**To do**
List each line of the data that holds the string "React".

====

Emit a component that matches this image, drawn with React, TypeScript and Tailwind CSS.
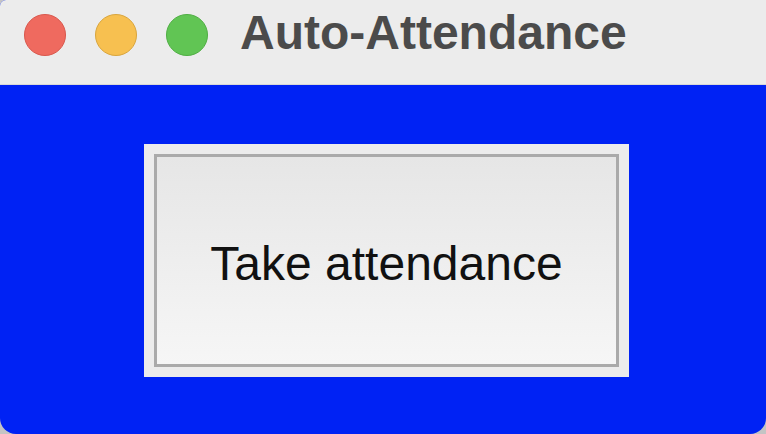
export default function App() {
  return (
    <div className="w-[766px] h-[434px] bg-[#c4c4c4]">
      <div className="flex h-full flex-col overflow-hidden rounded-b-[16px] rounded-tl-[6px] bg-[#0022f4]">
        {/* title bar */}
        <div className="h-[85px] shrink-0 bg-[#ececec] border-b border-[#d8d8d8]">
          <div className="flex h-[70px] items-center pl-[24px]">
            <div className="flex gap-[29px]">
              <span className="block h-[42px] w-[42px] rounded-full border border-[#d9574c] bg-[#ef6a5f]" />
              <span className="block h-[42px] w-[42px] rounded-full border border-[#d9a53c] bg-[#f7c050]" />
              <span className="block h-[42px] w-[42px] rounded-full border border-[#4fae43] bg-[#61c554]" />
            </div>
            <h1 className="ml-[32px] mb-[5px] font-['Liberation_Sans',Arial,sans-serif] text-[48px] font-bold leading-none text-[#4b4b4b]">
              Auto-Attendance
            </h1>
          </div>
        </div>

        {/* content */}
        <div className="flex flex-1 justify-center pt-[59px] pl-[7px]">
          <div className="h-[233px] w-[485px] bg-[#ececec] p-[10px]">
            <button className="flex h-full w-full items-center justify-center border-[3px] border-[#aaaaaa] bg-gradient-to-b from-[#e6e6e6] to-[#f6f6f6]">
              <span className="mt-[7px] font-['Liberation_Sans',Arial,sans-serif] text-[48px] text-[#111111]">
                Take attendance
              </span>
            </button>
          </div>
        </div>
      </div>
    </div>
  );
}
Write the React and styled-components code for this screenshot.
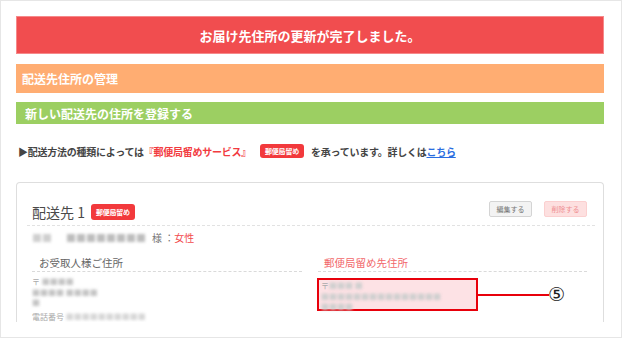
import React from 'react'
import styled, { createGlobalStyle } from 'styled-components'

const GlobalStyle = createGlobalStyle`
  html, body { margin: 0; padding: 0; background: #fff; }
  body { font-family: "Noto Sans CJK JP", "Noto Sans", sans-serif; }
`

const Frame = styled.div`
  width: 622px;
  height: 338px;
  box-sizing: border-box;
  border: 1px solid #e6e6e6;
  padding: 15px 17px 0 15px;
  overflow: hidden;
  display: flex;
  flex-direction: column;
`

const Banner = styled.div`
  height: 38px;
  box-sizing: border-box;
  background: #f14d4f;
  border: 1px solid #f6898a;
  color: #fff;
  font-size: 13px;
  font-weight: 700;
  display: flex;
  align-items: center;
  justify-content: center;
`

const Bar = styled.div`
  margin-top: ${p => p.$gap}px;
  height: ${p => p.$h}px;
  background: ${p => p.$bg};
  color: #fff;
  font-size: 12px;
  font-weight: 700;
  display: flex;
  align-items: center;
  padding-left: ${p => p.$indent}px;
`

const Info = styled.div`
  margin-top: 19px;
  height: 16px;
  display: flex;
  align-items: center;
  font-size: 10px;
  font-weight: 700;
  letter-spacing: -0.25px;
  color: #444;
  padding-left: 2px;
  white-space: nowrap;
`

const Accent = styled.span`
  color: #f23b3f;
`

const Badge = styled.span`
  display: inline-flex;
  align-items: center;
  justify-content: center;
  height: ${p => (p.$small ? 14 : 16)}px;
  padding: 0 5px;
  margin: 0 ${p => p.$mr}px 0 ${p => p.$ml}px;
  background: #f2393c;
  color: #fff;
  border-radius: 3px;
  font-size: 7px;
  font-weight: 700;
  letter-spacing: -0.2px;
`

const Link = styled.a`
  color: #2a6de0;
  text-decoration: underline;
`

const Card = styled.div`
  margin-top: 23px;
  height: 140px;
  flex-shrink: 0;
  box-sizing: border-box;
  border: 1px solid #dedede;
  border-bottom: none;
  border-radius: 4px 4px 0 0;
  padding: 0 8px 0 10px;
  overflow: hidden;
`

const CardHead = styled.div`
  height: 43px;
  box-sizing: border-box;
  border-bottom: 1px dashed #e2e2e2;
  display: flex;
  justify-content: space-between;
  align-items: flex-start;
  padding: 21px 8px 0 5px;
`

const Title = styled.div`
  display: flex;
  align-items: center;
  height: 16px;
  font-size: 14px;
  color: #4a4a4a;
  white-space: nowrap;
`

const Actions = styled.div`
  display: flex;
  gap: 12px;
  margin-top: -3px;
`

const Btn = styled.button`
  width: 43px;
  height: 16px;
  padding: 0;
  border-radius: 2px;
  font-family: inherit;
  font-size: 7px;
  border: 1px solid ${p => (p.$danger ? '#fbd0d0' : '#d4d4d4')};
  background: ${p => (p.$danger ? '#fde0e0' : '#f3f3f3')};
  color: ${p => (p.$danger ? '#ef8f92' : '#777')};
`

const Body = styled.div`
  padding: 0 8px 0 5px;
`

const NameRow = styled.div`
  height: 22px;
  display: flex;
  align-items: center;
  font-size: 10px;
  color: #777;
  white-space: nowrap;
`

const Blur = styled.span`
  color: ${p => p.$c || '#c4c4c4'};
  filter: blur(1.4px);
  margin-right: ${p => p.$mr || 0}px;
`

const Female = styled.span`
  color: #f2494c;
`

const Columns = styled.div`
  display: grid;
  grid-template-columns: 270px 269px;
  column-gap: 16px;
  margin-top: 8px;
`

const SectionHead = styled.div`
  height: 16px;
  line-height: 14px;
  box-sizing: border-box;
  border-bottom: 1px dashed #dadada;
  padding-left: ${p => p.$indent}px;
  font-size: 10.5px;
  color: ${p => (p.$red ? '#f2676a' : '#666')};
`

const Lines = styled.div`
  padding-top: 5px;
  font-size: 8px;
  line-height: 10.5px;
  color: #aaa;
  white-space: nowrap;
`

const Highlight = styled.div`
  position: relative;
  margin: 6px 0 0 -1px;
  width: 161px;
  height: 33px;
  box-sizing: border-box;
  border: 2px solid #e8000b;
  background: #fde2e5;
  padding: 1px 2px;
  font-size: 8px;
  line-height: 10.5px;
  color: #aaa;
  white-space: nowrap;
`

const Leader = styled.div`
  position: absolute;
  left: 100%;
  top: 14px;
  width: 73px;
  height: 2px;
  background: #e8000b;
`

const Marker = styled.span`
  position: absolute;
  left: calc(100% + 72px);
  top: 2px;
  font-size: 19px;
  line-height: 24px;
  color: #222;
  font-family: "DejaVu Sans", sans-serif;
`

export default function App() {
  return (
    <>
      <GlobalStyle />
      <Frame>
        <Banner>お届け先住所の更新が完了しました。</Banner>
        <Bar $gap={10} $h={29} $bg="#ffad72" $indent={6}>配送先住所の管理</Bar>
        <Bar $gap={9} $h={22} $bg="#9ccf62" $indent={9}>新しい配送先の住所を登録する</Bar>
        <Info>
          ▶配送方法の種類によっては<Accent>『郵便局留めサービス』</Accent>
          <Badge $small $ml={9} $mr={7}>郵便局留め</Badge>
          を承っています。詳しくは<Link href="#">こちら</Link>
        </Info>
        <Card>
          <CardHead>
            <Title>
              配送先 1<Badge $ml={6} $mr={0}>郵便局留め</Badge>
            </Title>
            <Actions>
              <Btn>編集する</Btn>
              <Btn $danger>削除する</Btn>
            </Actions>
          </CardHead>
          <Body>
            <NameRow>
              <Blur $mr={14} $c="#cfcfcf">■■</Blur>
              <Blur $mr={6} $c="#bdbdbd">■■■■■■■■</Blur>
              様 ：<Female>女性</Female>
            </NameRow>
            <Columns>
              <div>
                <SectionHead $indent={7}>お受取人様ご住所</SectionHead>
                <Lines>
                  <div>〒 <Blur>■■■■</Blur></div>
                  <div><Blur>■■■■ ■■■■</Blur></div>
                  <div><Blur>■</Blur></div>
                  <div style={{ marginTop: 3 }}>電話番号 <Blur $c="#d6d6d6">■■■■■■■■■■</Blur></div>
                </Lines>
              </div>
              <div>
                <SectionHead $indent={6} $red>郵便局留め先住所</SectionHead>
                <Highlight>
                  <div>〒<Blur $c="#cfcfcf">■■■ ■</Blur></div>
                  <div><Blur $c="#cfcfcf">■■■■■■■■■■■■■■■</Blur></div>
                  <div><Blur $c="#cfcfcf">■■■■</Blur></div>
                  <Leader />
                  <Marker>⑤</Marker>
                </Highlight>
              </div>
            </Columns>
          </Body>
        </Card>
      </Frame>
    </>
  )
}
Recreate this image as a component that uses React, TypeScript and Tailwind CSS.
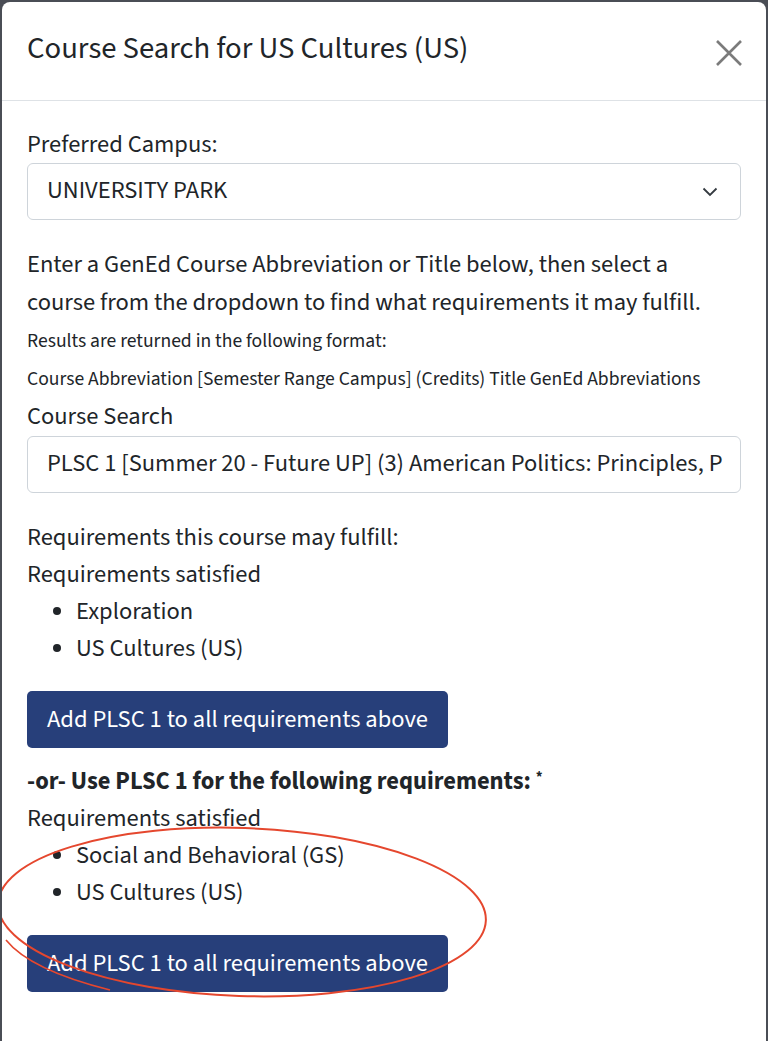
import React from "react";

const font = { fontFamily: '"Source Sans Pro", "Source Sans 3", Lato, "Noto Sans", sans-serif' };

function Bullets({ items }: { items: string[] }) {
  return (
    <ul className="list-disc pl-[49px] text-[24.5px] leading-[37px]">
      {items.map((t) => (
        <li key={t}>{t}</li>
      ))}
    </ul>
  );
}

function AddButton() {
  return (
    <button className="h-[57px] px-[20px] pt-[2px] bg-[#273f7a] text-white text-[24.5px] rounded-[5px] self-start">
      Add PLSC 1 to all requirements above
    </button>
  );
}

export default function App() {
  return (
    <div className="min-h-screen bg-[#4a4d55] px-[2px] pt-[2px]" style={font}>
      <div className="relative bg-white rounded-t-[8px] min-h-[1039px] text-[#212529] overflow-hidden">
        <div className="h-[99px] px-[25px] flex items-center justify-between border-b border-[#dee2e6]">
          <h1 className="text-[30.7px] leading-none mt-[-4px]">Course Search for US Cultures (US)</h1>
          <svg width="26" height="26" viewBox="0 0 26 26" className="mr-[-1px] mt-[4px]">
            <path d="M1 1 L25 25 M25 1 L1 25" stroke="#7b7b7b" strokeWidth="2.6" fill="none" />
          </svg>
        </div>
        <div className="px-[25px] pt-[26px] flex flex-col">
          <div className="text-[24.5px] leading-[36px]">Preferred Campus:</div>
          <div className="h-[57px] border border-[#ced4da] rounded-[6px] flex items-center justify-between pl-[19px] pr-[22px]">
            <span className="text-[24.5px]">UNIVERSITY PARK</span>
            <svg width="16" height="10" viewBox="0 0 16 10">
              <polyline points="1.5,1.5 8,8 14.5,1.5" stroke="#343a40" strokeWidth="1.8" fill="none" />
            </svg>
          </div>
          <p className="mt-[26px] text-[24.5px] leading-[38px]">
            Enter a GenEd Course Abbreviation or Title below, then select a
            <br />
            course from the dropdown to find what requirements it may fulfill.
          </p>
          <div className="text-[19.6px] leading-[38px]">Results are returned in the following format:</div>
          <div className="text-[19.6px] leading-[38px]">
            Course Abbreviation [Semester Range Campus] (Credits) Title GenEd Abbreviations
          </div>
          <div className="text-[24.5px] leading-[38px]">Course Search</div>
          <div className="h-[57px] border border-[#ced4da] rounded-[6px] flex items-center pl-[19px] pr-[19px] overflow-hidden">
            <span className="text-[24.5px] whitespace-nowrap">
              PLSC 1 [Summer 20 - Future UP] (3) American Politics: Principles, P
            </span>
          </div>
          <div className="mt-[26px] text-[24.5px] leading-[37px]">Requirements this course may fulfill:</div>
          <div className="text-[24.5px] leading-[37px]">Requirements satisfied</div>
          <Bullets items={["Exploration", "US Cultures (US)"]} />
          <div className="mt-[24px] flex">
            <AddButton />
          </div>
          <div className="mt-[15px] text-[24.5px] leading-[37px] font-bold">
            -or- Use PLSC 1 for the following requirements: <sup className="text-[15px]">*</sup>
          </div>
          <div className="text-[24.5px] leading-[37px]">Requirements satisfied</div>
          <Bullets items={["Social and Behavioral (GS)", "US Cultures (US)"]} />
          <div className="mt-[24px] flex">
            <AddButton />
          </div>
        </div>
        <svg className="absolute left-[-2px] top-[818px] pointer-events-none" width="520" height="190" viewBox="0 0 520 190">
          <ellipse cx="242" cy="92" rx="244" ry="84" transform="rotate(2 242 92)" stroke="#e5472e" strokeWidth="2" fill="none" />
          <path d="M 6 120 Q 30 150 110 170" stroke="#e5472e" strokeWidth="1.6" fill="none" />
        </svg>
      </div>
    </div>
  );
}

====

**In response**
Emit a component that matches this image, drawn with React, TypeScript and Tailwind CSS.
Write the React and styled-components code for this screenshot.
import React from 'react'
Recreate this image as a component that uses React, TypeScript and Tailwind CSS.
import React from "react";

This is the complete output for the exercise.